══ DATA ══

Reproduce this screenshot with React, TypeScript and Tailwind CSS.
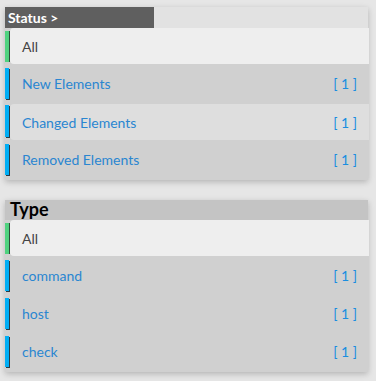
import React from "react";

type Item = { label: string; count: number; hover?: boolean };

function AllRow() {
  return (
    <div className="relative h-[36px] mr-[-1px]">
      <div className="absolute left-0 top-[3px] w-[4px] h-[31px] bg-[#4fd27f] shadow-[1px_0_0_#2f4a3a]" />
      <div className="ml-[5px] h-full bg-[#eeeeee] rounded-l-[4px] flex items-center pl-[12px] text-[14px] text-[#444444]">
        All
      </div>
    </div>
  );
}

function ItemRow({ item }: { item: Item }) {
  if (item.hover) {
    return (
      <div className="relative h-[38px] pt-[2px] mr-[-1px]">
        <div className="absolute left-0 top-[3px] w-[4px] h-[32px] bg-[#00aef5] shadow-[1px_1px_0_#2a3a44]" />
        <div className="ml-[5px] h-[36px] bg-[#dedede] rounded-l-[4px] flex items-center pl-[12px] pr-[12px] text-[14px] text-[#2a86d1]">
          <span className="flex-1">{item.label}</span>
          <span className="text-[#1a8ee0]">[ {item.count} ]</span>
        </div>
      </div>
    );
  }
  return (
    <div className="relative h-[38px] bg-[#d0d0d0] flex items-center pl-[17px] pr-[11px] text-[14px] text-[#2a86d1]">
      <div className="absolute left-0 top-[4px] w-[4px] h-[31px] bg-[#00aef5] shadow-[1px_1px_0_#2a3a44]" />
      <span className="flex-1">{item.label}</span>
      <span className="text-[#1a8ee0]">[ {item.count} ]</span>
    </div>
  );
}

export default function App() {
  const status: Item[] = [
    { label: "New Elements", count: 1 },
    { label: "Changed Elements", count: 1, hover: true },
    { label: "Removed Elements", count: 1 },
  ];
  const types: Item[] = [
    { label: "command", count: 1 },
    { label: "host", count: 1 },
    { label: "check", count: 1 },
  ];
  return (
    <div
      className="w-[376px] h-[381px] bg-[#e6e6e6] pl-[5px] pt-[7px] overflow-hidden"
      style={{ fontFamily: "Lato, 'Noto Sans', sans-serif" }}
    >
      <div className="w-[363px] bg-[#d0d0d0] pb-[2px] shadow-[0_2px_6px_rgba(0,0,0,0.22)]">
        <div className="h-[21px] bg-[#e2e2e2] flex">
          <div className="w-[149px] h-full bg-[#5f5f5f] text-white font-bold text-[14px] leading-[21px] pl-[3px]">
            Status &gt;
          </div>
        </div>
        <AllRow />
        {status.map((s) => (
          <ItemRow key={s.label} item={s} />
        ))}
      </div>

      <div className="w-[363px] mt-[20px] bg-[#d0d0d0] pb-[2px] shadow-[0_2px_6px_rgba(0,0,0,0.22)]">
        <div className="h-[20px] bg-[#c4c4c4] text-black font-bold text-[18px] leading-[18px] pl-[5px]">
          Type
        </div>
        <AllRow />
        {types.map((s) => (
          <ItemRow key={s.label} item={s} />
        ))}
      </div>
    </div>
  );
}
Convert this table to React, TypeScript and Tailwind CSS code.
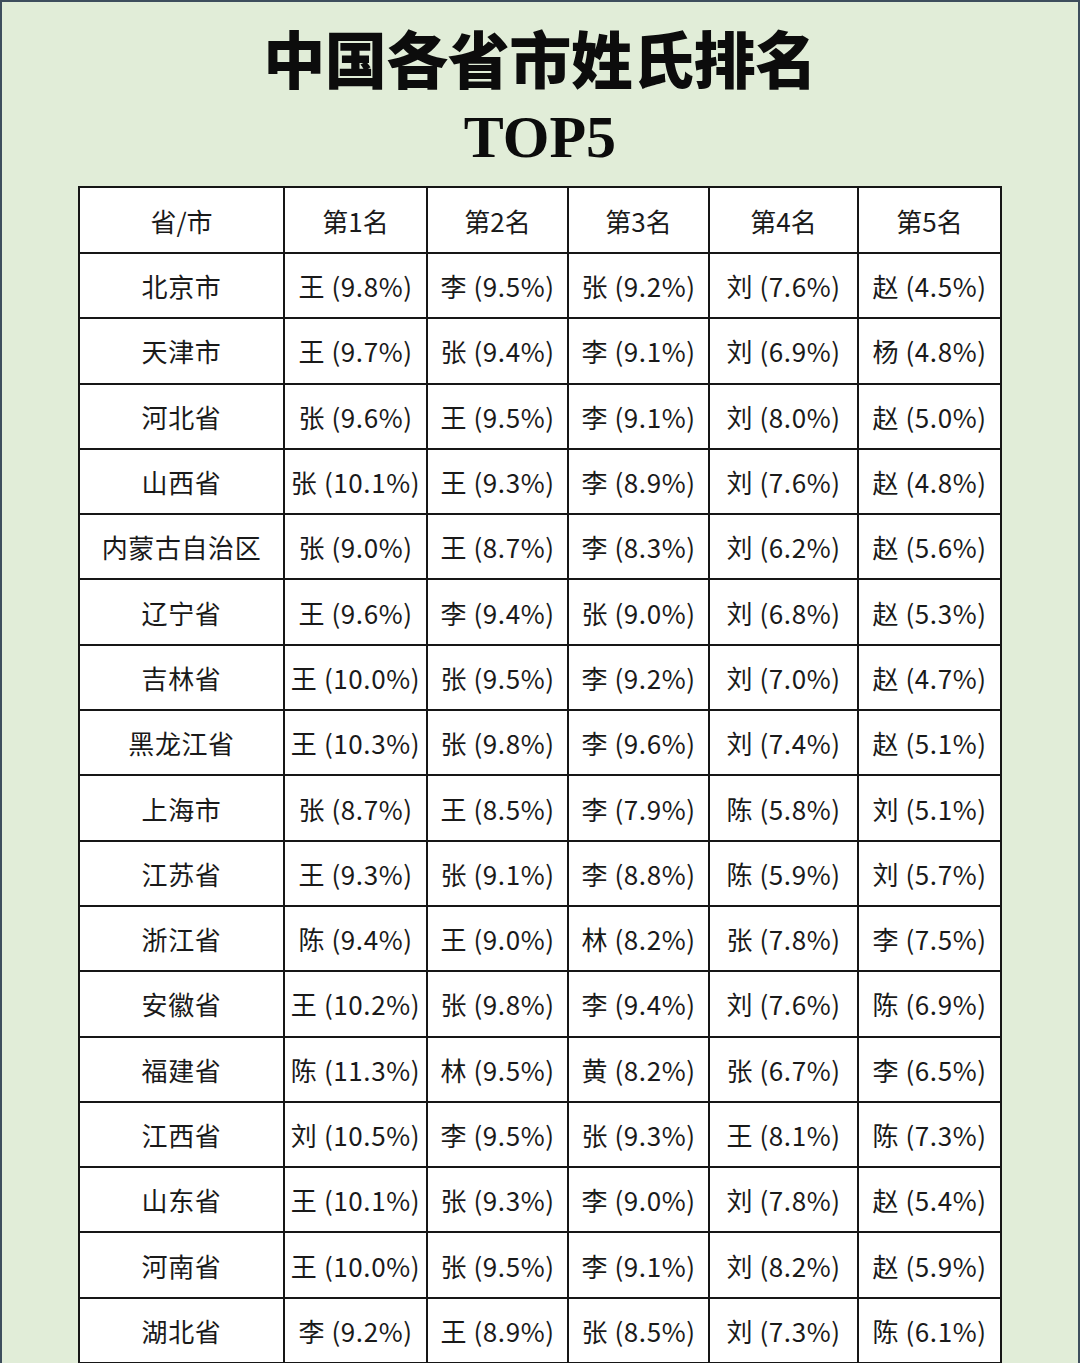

═══

> [EXERCISE]
Without the pictures, transcribe the listing above exactly.

> [WRITTEN REPLY]
Reproduce this screenshot with React, TypeScript and Tailwind CSS.
import React from "react";

type Item = { label: string; count: number; hover?: boolean };

function AllRow() {
  return (
    <div className="relative h-[36px] mr-[-1px]">
      <div className="absolute left-0 top-[3px] w-[4px] h-[31px] bg-[#4fd27f] shadow-[1px_0_0_#2f4a3a]" />
      <div className="ml-[5px] h-full bg-[#eeeeee] rounded-l-[4px] flex items-center pl-[12px] text-[14px] text-[#444444]">
        All
      </div>
    </div>
  );
}

function ItemRow({ item }: { item: Item }) {
  if (item.hover) {
    return (
      <div className="relative h-[38px] pt-[2px] mr-[-1px]">
        <div className="absolute left-0 top-[3px] w-[4px] h-[32px] bg-[#00aef5] shadow-[1px_1px_0_#2a3a44]" />
        <div className="ml-[5px] h-[36px] bg-[#dedede] rounded-l-[4px] flex items-center pl-[12px] pr-[12px] text-[14px] text-[#2a86d1]">
          <span className="flex-1">{item.label}</span>
          <span className="text-[#1a8ee0]">[ {item.count} ]</span>
        </div>
      </div>
    );
  }
  return (
    <div className="relative h-[38px] bg-[#d0d0d0] flex items-center pl-[17px] pr-[11px] text-[14px] text-[#2a86d1]">
      <div className="absolute left-0 top-[4px] w-[4px] h-[31px] bg-[#00aef5] shadow-[1px_1px_0_#2a3a44]" />
      <span className="flex-1">{item.label}</span>
      <span className="text-[#1a8ee0]">[ {item.count} ]</span>
    </div>
  );
}

export default function App() {
  const status: Item[] = [
    { label: "New Elements", count: 1 },
    { label: "Changed Elements", count: 1, hover: true },
    { label: "Removed Elements", count: 1 },
  ];
  const types: Item[] = [
    { label: "command", count: 1 },
    { label: "host", count: 1 },
    { label: "check", count: 1 },
  ];
  return (
    <div
      className="w-[376px] h-[381px] bg-[#e6e6e6] pl-[5px] pt-[7px] overflow-hidden"
      style={{ fontFamily: "Lato, 'Noto Sans', sans-serif" }}
    >
      <div className="w-[363px] bg-[#d0d0d0] pb-[2px] shadow-[0_2px_6px_rgba(0,0,0,0.22)]">
        <div className="h-[21px] bg-[#e2e2e2] flex">
          <div className="w-[149px] h-full bg-[#5f5f5f] text-white font-bold text-[14px] leading-[21px] pl-[3px]">
            Status &gt;
          </div>
        </div>
        <AllRow />
        {status.map((s) => (
          <ItemRow key={s.label} item={s} />
        ))}
      </div>

      <div className="w-[363px] mt-[20px] bg-[#d0d0d0] pb-[2px] shadow-[0_2px_6px_rgba(0,0,0,0.22)]">
        <div className="h-[20px] bg-[#c4c4c4] text-black font-bold text-[18px] leading-[18px] pl-[5px]">
          Type
        </div>
        <AllRow />
        {types.map((s) => (
          <ItemRow key={s.label} item={s} />
        ))}
      </div>
    </div>
  );
}
Convert this table to React, TypeScript and Tailwind CSS code.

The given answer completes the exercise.